Direct observation of the full transition from ballistic to diffusive Brownian motion in a liquid

• Published in: Nature physics Vol. 7; no. 7; pp. 576 - 580
• Main Authors: Huang, Rongxin, Chavez, Isaac, Taute, Katja M., Lukić, Branimir, Jeney, Sylvia, Raizen, Mark G., Florin, Ernst-Ludwig
• Format: Journal Article
• Language: English
• Published: London Nature Publishing Group UK 01.07.2011; Nature Publishing Group
• Subjects: Atomic; Autocorrelation functions; Brownian motion; Classical and Continuum Physics; Complex Systems; Condensed Matter Physics; Diffusion; Fluid dynamics; Fluid flow; Inertia; Instrumentation; Liquids; Mathematical and Computational Physics; Molecular; Optical and Plasma Physics; Particle physics; Physics; Physics and Astronomy; Theoretical
• ISSN: 1745-2473; 1745-2481
• DOI: 10.1038/nphys1953

At timescales once deemed immeasurably small by Einstein, the random movement of Brownian particles in a liquid is expected to be replaced by ballistic motion. So far, an experimental verification of this prediction has been out of reach due to a lack of instrumentation fast and precise enough to capture this motion. Here we report the observation of the Brownian motion of a single particle in an optical trap with 75 MHz bandwidth and sub-ångström spatial precision and the determination of the particle’s velocity autocorrelation function.

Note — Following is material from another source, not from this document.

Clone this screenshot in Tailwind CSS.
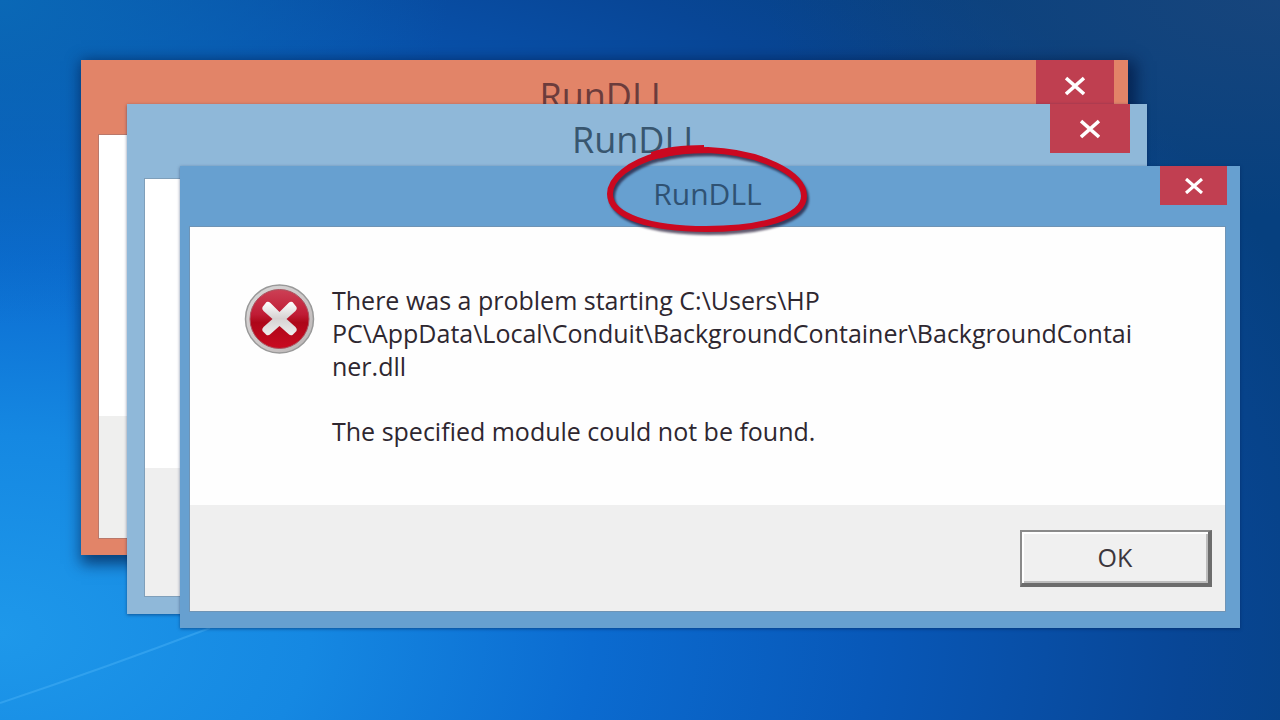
<!DOCTYPE html>
<html lang="en">
  <head>
    <meta charset="UTF-8" />
    <meta name="viewport" content="width=device-width, initial-scale=1.0" />
    <title>RunDLL</title>
    <script src="https://cdn.jsdelivr.net/npm/@tailwindcss/browser@4"></script>
  </head>
  <body class="font-['Open_Sans','Noto_Sans',sans-serif]">
    <!-- Desktop -->
    <main
      class="relative min-h-screen overflow-hidden bg-[radial-gradient(ellipse_40%_30%_at_100%_0%,#17457c_0%,transparent_100%),radial-gradient(ellipse_35%_45%_at_0%_0%,#0a68b6_0%,transparent_100%),radial-gradient(ellipse_110%_125%_at_0%_88%,#1e98ea_0%,#1588e2_22%,#0b6bd0_42%,#0858b8_62%,#084696_84%,#06407f_100%)]"
    >
      <svg
        class="absolute bottom-0 left-0 h-[100px] w-[220px]"
        viewBox="0 0 220 100"
        fill="none"
        aria-hidden="true"
      >
        <path d="M0 83Q105 48 210 8" stroke="#46b0f5" stroke-opacity=".5" stroke-width="2" />
      </svg>

      <!-- Back window -->
      <section
        class="absolute top-[60px] right-[152px] left-[81px] flex h-[495px] flex-col bg-[#e28468] pr-[18px] pb-[17px] pl-[18px] shadow-[4px_5px_14px_4px_rgba(0,20,60,0.65)]"
      >
        <header class="relative flex h-[75px] items-center justify-center pb-1">
          <h2 class="text-[36px] leading-[48px] text-[#6b3c3c]">RunDLL</h2>
          <button
            class="absolute top-0 -right-1 flex h-[48px] w-[78px] items-center justify-center bg-[#bf3f50] text-white"
            aria-label="Close"
          >
            <svg class="mt-1 h-5 w-5" viewBox="0 0 20 20" fill="none" stroke="currentColor" stroke-width="3.6">
              <path d="M1 2l18 16M19 2L1 18" />
            </svg>
          </button>
        </header>
        <div class="flex grow flex-col bg-white outline outline-[#b9786a]">
          <div class="grow"></div>
          <div class="h-[122px] bg-[#efefee]"></div>
        </div>
      </section>

      <!-- Middle window -->
      <section
        class="absolute top-[104px] right-[133px] left-[127px] flex h-[510px] flex-col bg-[#8fb8d9] px-[18px] pb-[18px] shadow-[0_1px_3px_rgba(0,30,80,0.5)]"
      >
        <header class="relative flex h-[75px] items-center justify-center pb-1">
          <h2 class="text-[36px] leading-[48px] text-[#38566f]">RunDLL</h2>
          <button
            class="absolute top-0 -right-px flex h-[49px] w-[80px] items-center justify-center bg-[#bf3f50] text-white"
            aria-label="Close"
          >
            <svg class="h-5 w-5" viewBox="0 0 20 20" fill="none" stroke="currentColor" stroke-width="3.6">
              <path d="M1 2l18 16M19 2L1 18" />
            </svg>
          </button>
        </header>
        <div class="flex grow flex-col bg-white outline outline-[#7f9fba]">
          <div class="grow"></div>
          <div class="h-[128px] bg-[#efefef]"></div>
        </div>
      </section>

      <!-- Front window -->
      <section
        class="absolute top-[166px] right-[40px] left-[180px] flex h-[462px] flex-col bg-[#67a0d0] pr-[15px] pb-[17px] pl-[10px] shadow-[0_1px_3px_rgba(0,30,80,0.5)]"
        role="dialog"
        aria-labelledby="dialogTitle"
      >
        <header class="relative flex h-[61px] items-center justify-center pb-1.5">
          <h1 id="dialogTitle" class="text-[30px] leading-[40px] text-[#2f5273]">RunDLL</h1>
          <button
            class="absolute top-0 -right-[2px] flex h-[39px] w-[67px] items-center justify-center bg-[#c13f51] text-white"
            aria-label="Close"
          >
            <svg class="h-4 w-[18px]" viewBox="0 0 18 16" fill="none" stroke="currentColor" stroke-width="3.2">
              <path d="M1 1l16 14M17 1L1 15" />
            </svg>
          </button>
          <!-- Hand-drawn ring round the title -->
          <svg
            class="pointer-events-none absolute -top-6 left-1/2 z-10 h-[96px] w-[212px] -translate-x-1/2 drop-shadow-[2px_3px_1px_rgba(30,20,50,0.7)]"
            viewBox="0 0 212 96"
            fill="none"
            stroke="#cb0820"
            stroke-width="6"
            aria-hidden="true"
          >
            <path d="M56 14C72 9 88 8 106 8C158 10 202 31 202 54C202 75 160 87 104 87C48 87 8 74 8 52C8 36 28 21 56 13" />
            <path d="M50 14C64 9 80 7 102 7" stroke-width="8" />
          </svg>
        </header>

        <div class="flex grow flex-col bg-[#fefefe] outline outline-[#6f94b5]">
          <div class="flex grow items-start gap-4 pt-[57px] pl-[53px]">
            <svg class="h-[72px] w-[73px] shrink-0" viewBox="0 0 72 72" aria-hidden="true">
              <defs>
                <linearGradient id="rim" x1="0" y1="0" x2="1" y2="1">
                  <stop offset="0" stop-color="#d8d8d8" />
                  <stop offset=".5" stop-color="#cfcaca" />
                  <stop offset="1" stop-color="#b9b4b4" />
                </linearGradient>
                <linearGradient id="ball" x1="0" y1="0" x2="0" y2="1">
                  <stop offset="0" stop-color="#cc4055" />
                  <stop offset=".42" stop-color="#c01c35" />
                  <stop offset=".56" stop-color="#ad0719" />
                  <stop offset="1" stop-color="#c90a20" />
                </linearGradient>
                <linearGradient id="cross" x1="0" y1="0" x2="0" y2="1">
                  <stop offset="0" stop-color="#ffffff" />
                  <stop offset=".5" stop-color="#d6d2d2" />
                  <stop offset="1" stop-color="#eeeeee" />
                </linearGradient>
              </defs>
              <circle cx="36" cy="35" r="34" fill="url(#rim)" stroke="#999" stroke-width="1.5" />
              <circle cx="36" cy="35" r="29.5" fill="url(#ball)" stroke="#a85560" stroke-width="1" />
              <path
                d="M19 23L23 18Q25 17 27 19L36 28L45 19Q47 17 49 18L53 23Q54 25 52 27L43 35L52 43Q54 45 53 47L49 51Q47 52 45 50L36 42L27 50Q25 52 23 51L19 47Q18 45 20 43L29 35L20 27Q18 25 19 23Z"
                fill="url(#cross)"
              />
            </svg>
            <div class="text-[25px] leading-[33px] whitespace-nowrap text-[#2e2730]">
              <p>
                There was a problem starting C:\Users\HP<br />
                PC\AppData\Local\Conduit\BackgroundContainer\BackgroundContai<br />
                ner.dll
              </p>
              <p class="mt-8">The specified module could not be found.</p>
            </div>
          </div>

          <footer class="flex h-[106px] items-start justify-end bg-[#efefef] pt-[25px] pr-[13px]">
            <button
              class="h-[57px] w-[192px] border-t-2 border-r-4 border-b-4 border-l-2 border-t-[#8a8a8a] border-r-[#6c6c6c] border-b-[#6c6c6c] border-l-[#8a8a8a] bg-[#f0f0f0] text-[25px] leading-[33px] text-[#3c363c] shadow-[inset_2px_2px_0_#ffffff,inset_-2px_-2px_0_#bdbdbd]"
            >
              OK
            </button>
          </footer>
        </div>
      </section>
    </main>
  </body>
</html>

Our observation is the first measurement of ballistic Brownian motion of a particle in a liquid. The data are in excellent agreement with theoretical predictions taking into account the inertia of the particle and hydrodynamic memory effects. That Brownian particles in a liquid move diffusively at long times but ballistically at very short times has been understood for more than a century. However, the full details of the transition between these regimes are yet to be explored. Now, the transition from ballistic to diffusive Brownian motion has been measured for the first time.